→ **Exercise brief**
Please print exactly the lines below, from the start of the material up to and including the line with "pt-5 pb-[18px] text-[30px]", but none of the pictures.

____ Supplied information

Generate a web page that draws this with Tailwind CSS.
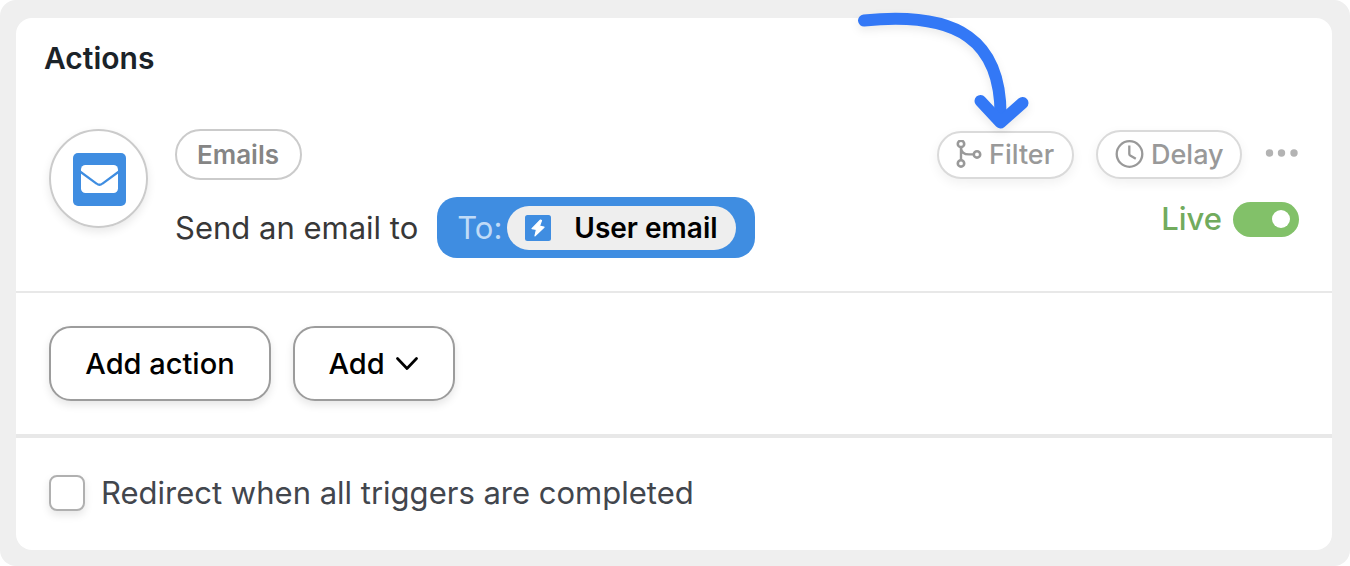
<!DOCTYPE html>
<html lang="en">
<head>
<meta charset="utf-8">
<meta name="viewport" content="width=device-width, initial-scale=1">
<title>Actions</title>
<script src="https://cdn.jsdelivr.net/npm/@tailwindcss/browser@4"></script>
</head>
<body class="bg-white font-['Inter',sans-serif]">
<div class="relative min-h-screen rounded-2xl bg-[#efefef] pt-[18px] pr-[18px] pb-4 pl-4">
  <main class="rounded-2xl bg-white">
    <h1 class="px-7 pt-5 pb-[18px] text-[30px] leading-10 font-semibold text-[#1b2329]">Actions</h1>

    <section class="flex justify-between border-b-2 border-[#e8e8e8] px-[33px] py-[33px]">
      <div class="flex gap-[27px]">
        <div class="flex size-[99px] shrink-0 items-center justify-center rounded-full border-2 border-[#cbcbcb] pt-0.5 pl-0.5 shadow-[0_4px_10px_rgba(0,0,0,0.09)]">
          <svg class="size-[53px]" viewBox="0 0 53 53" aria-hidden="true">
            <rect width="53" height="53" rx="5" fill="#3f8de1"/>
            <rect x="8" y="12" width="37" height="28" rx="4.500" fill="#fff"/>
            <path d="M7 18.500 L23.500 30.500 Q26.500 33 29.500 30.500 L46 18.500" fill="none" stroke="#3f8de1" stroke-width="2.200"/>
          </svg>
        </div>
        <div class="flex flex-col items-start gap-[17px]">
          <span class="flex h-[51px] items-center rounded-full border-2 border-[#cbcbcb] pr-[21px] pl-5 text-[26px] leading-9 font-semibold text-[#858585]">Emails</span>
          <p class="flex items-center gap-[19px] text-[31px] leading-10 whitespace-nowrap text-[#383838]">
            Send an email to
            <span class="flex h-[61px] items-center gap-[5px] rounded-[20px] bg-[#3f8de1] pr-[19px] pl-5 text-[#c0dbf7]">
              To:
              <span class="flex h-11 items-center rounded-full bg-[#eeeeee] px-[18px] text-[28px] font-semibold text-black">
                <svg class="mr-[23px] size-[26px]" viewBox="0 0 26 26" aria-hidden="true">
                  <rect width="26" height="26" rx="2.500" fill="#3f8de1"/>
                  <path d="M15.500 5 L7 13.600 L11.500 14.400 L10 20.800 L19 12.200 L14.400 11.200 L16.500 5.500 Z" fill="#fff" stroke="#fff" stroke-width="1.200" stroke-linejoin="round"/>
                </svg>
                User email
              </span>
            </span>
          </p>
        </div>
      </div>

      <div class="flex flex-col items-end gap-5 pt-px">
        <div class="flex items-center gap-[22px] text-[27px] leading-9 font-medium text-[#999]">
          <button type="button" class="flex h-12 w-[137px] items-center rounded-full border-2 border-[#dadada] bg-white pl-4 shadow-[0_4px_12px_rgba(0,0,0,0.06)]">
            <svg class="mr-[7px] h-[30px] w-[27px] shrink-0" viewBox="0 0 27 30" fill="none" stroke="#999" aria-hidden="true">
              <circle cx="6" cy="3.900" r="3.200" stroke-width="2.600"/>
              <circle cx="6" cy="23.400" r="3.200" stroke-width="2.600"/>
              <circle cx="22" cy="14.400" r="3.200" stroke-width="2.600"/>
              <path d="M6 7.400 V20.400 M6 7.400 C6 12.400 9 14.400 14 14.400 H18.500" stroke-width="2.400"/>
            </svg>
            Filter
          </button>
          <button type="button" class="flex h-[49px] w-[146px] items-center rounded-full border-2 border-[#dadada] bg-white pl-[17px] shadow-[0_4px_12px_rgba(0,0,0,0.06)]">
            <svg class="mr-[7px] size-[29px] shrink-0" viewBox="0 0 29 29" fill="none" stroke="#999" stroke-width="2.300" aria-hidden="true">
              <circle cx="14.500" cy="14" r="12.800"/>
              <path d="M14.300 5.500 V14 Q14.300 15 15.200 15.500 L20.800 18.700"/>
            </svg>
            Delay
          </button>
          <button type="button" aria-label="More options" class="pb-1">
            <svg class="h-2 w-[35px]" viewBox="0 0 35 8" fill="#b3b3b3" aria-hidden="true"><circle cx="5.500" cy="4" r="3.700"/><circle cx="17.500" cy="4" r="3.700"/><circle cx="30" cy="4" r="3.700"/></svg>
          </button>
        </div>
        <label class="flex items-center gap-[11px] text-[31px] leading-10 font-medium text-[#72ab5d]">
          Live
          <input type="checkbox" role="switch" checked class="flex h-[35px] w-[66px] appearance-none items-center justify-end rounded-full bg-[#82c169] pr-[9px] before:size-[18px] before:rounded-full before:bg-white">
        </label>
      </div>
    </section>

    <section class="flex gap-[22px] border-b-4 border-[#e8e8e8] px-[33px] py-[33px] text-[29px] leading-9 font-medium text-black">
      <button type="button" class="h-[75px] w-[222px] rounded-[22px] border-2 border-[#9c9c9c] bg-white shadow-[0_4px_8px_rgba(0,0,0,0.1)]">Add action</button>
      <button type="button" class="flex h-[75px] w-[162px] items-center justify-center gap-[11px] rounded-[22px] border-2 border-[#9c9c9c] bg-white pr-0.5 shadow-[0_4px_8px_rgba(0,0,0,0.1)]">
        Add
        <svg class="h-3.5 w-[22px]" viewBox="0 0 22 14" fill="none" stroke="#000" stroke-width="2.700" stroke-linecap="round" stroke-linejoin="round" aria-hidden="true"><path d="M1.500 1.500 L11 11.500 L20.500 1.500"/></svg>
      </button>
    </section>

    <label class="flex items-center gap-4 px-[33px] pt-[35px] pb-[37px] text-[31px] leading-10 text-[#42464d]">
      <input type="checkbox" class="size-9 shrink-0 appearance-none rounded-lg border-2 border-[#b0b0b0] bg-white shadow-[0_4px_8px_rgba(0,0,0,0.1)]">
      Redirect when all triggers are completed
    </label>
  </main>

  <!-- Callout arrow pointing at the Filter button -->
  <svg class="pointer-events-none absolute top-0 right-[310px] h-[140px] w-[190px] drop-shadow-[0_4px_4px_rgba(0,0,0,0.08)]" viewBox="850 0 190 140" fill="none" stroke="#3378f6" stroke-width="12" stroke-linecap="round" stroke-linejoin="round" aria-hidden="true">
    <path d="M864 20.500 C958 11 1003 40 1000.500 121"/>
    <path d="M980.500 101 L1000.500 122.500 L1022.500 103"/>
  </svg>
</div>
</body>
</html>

________

→ **Task answer**
Generate a web page that draws this with Tailwind CSS.
<!DOCTYPE html>
<html lang="en">
<head>
<meta charset="utf-8">
<meta name="viewport" content="width=device-width, initial-scale=1">
<title>Actions</title>
<script src="https://cdn.jsdelivr.net/npm/@tailwindcss/browser@4"></script>
</head>
<body class="bg-white font-['Inter',sans-serif]">
<div class="relative min-h-screen rounded-2xl bg-[#efefef] pt-[18px] pr-[18px] pb-4 pl-4">
  <main class="rounded-2xl bg-white">
    <h1 class="px-7 pt-5 pb-[18px] text-[30px] leading-10 font-semibold text-[#1b2329]">Actions</h1>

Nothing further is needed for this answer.